I just posted my recipe for Easy Peasy Pizza Cheese...it is a cultured mozzarella that can be stretched for fresh use or just grated/crumbled for cooking purposes.  I drain mine overnight at room temperature, cut the curd into chunks, put in an ice cream pail, and then into the fridge until I am going to stretch it or use/freeze the extras.

Spoons

  • Guest
Re: Holding mozz curds to stretch later
« Reply #4 on: April 01, 2014, 03:22:36 PM »
Thank you Spoons!  I will try it.  Can you expand on what you mean by cheddaring it?  I have done the stack and flip em deal, but you said 30 min.  How does this change the make?  Sorry, now you have me more curious.

Once you drained your curd mass it sill keep on acidifying very slowly at room temperature. At this point, you need to wait until you reach the stretchable sweet spot of about 5.3-5.2PH. There are many ways to get to 5.2. Some quicker than others. The key here is temperature of the curd, the warmer the curd is, the quicker it acidifies.

My 30 minute "cheddaring method" is as follows:
when you drain the curd, drain it in a colander in the pot at about 85F-90F to keep the curds warm.

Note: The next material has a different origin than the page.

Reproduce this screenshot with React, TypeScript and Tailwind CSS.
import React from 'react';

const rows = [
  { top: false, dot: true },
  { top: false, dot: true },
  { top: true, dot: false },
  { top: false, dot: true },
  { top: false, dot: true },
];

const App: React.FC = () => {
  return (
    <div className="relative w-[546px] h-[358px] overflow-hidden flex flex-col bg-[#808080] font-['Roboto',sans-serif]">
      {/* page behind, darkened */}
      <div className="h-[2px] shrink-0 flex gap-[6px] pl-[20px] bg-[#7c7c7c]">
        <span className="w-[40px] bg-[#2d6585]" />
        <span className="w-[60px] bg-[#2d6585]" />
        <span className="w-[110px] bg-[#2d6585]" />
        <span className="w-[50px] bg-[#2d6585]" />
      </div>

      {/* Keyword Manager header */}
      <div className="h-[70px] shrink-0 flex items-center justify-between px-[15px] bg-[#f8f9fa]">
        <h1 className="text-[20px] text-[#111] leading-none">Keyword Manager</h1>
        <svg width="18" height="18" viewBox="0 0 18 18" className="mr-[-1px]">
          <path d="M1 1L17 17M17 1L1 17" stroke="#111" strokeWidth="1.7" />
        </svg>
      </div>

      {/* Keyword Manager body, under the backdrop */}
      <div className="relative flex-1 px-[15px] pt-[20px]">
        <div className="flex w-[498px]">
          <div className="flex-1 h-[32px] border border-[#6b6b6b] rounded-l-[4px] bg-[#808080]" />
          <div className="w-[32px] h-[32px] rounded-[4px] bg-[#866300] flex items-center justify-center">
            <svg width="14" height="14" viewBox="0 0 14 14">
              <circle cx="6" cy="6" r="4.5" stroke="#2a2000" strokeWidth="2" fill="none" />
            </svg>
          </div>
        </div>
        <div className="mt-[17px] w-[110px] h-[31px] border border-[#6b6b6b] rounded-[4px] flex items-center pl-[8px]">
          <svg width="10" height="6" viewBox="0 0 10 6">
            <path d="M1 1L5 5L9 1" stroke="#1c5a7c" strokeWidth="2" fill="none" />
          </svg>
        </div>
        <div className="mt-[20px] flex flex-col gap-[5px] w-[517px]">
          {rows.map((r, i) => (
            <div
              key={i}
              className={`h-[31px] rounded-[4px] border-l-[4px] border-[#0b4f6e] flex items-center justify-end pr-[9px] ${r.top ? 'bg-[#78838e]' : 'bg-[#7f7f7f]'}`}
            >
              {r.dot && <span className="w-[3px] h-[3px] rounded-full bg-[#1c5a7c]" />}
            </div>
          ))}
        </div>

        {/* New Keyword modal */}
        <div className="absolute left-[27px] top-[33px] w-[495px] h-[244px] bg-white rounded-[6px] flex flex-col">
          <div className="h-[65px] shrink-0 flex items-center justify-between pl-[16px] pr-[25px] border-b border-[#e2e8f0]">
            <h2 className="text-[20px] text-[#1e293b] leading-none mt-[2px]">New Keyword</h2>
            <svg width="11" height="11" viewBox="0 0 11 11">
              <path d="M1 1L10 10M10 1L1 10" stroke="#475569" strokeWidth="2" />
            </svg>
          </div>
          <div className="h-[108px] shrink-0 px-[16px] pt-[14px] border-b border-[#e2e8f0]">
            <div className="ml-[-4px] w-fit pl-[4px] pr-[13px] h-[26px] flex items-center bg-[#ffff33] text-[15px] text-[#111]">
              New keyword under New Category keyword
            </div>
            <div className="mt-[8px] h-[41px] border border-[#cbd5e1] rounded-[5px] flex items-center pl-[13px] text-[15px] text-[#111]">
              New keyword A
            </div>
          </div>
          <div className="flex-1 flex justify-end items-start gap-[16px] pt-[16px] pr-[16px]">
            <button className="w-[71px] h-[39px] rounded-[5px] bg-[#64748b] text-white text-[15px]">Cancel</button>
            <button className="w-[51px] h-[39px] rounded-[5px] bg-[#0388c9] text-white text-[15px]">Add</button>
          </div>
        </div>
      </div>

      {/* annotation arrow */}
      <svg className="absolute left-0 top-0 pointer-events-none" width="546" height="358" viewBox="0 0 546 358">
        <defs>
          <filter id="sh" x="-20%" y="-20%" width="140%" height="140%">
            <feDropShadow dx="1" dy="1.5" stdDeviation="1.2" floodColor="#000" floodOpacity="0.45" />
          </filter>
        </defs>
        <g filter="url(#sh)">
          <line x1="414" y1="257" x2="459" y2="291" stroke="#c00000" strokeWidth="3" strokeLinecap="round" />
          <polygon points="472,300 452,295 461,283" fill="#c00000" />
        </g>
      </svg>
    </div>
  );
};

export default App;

Once drained about 10-15 minutes later, wipe down the pot from traces of whey and put the curd mass on the bottom of the pot. Put the pot at an angle so the curd mass never sits in a pool of whey. Flip the mass after 10 minutes. Cut the mass in 2 and flip and stack for another 10 minutes (always at 85-90F), and so on... You'll reach the 5.2PH sweet spot in no time at all! It happens real quick though, so be careful and have your 170F water ready!

janij

  • Guest
Re: Holding mozz curds to stretch later
« Reply #5 on: April 01, 2014, 04:46:35 PM »
MrsKK, I will go check out your recipe!!

Thank you Spoons for the explanation. 

I did make mozzarella on Sat night.  It went really well.  I checked them at about 1 1/2 hrs and they were ready to stretch.  I put them in brine and think it is a little salty, but it made some yummy pizza!!